• [Recorded information]

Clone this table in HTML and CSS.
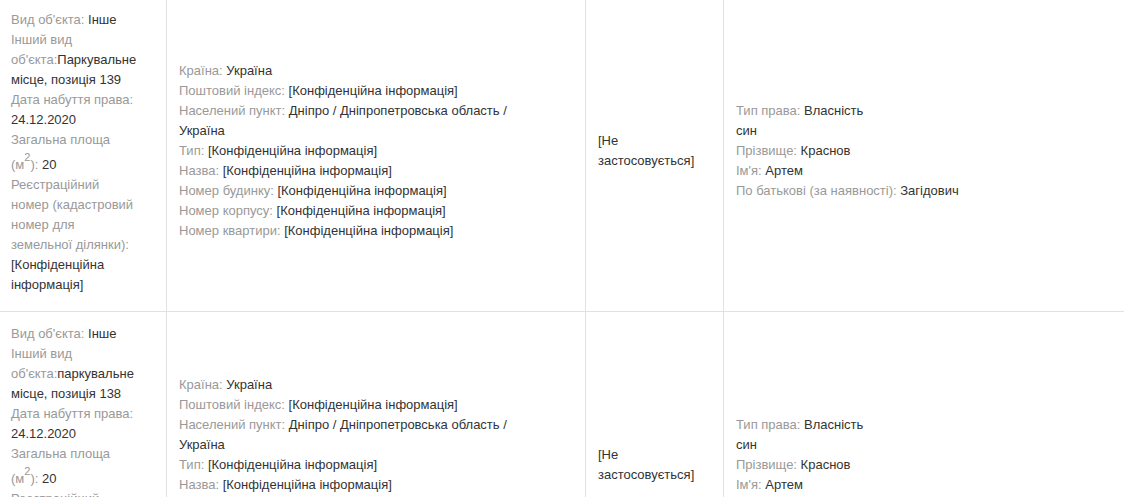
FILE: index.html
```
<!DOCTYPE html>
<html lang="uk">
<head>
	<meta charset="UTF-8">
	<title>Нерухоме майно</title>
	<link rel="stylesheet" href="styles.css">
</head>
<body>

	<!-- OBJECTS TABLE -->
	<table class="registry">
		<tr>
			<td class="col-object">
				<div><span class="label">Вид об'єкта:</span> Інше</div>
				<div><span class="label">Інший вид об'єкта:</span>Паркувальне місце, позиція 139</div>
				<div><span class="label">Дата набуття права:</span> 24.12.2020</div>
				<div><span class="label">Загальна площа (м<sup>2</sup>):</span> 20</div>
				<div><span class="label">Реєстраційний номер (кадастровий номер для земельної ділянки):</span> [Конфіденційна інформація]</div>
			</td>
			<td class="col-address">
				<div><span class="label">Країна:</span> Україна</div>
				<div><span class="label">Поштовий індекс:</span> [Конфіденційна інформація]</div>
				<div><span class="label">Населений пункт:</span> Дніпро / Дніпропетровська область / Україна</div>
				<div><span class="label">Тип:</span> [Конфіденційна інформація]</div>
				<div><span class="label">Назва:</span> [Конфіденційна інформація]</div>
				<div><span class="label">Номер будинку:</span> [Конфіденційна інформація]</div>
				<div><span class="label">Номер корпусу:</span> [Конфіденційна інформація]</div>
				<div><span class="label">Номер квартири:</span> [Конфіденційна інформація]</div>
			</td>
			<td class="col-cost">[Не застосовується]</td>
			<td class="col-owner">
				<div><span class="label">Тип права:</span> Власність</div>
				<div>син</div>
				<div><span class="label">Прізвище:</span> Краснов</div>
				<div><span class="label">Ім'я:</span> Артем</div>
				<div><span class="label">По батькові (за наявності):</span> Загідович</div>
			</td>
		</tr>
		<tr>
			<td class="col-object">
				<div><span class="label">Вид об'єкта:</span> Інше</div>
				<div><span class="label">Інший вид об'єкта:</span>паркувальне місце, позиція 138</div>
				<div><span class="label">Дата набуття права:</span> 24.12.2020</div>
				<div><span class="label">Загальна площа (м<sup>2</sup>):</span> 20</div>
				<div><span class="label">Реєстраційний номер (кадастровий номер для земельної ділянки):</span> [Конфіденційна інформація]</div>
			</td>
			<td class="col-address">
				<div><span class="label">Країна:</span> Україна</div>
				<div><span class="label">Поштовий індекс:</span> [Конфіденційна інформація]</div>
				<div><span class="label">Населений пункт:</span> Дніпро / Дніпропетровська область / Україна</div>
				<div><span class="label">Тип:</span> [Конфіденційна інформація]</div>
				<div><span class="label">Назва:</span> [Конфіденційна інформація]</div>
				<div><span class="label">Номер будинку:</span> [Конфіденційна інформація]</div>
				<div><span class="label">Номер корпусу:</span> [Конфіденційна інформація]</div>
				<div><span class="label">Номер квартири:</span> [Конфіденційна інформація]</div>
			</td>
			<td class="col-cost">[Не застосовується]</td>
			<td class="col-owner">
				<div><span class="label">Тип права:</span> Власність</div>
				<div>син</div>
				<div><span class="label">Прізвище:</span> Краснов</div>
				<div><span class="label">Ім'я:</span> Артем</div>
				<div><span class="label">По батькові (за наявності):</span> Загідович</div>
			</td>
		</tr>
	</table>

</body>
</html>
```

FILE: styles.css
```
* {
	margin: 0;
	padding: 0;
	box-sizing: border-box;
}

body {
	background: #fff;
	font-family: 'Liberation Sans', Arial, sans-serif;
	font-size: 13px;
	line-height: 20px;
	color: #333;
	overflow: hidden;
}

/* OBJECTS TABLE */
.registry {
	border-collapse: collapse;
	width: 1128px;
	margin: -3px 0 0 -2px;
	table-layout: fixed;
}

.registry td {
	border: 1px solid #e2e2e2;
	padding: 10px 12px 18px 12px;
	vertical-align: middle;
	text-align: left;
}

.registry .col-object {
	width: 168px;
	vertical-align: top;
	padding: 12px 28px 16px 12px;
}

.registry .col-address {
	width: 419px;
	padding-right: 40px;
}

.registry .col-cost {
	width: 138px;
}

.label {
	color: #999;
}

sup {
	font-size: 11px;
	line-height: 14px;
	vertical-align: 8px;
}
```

• [Task instructions] Copy each line in full and exactly, omitting any picture.

• [Solution for this problem]
Clone this table in HTML and CSS.
FILE: index.html
```
<!DOCTYPE html>
<html lang="uk">
<head>
	<meta charset="UTF-8">
	<title>Нерухоме майно</title>
	<link rel="stylesheet" href="styles.css">
</head>
<body>

	<!-- OBJECTS TABLE -->
	<table class="registry">
		<tr>
			<td class="col-object">
				<div><span class="label">Вид об'єкта:</span> Інше</div>
				<div><span class="label">Інший вид об'єкта:</span>Паркувальне місце, позиція 139</div>
				<div><span class="label">Дата набуття права:</span> 24.12.2020</div>
				<div><span class="label">Загальна площа (м<sup>2</sup>):</span> 20</div>
				<div><span class="label">Реєстраційний номер (кадастровий номер для земельної ділянки):</span> [Конфіденційна інформація]</div>
			</td>
			<td class="col-address">
				<div><span class="label">Країна:</span> Україна</div>
				<div><span class="label">Поштовий індекс:</span> [Конфіденційна інформація]</div>
				<div><span class="label">Населений пункт:</span> Дніпро / Дніпропетровська область / Україна</div>
				<div><span class="label">Тип:</span> [Конфіденційна інформація]</div>
				<div><span class="label">Назва:</span> [Конфіденційна інформація]</div>
				<div><span class="label">Номер будинку:</span> [Конфіденційна інформація]</div>
				<div><span class="label">Номер корпусу:</span> [Конфіденційна інформація]</div>
				<div><span class="label">Номер квартири:</span> [Конфіденційна інформація]</div>
			</td>
			<td class="col-cost">[Не застосовується]</td>
			<td class="col-owner">
				<div><span class="label">Тип права:</span> Власність</div>
				<div>син</div>
				<div><span class="label">Прізвище:</span> Краснов</div>
				<div><span class="label">Ім'я:</span> Артем</div>
				<div><span class="label">По батькові (за наявності):</span> Загідович</div>
			</td>
		</tr>
		<tr>
			<td class="col-object">
				<div><span class="label">Вид об'єкта:</span> Інше</div>
				<div><span class="label">Інший вид об'єкта:</span>паркувальне місце, позиція 138</div>
				<div><span class="label">Дата набуття права:</span> 24.12.2020</div>
				<div><span class="label">Загальна площа (м<sup>2</sup>):</span> 20</div>
				<div><span class="label">Реєстраційний номер (кадастровий номер для земельної ділянки):</span> [Конфіденційна інформація]</div>
			</td>
			<td class="col-address">
				<div><span class="label">Країна:</span> Україна</div>
				<div><span class="label">Поштовий індекс:</span> [Конфіденційна інформація]</div>
				<div><span class="label">Населений пункт:</span> Дніпро / Дніпропетровська область / Україна</div>
				<div><span class="label">Тип:</span> [Конфіденційна інформація]</div>
				<div><span class="label">Назва:</span> [Конфіденційна інформація]</div>
				<div><span class="label">Номер будинку:</span> [Конфіденційна інформація]</div>
				<div><span class="label">Номер корпусу:</span> [Конфіденційна інформація]</div>
				<div><span class="label">Номер квартири:</span> [Конфіденційна інформація]</div>
			</td>
			<td class="col-cost">[Не застосовується]</td>
			<td class="col-owner">
				<div><span class="label">Тип права:</span> Власність</div>
				<div>син</div>
				<div><span class="label">Прізвище:</span> Краснов</div>
				<div><span class="label">Ім'я:</span> Артем</div>
				<div><span class="label">По батькові (за наявності):</span> Загідович</div>
			</td>
		</tr>
	</table>

</body>
</html>
```

FILE: styles.css
```
* {
	margin: 0;
	padding: 0;
	box-sizing: border-box;
}

body {
	background: #fff;
	font-family: 'Liberation Sans', Arial, sans-serif;
	font-size: 13px;
	line-height: 20px;
	color: #333;
	overflow: hidden;
}

/* OBJECTS TABLE */
.registry {
	border-collapse: collapse;
	width: 1128px;
	margin: -3px 0 0 -2px;
	table-layout: fixed;
}

.registry td {
	border: 1px solid #e2e2e2;
	padding: 10px 12px 18px 12px;
	vertical-align: middle;
	text-align: left;
}

.registry .col-object {
	width: 168px;
	vertical-align: top;
	padding: 12px 28px 16px 12px;
}

.registry .col-address {
	width: 419px;
	padding-right: 40px;
}

.registry .col-cost {
	width: 138px;
}

.label {
	color: #999;
}

sup {
	font-size: 11px;
	line-height: 14px;
	vertical-align: 8px;
}
```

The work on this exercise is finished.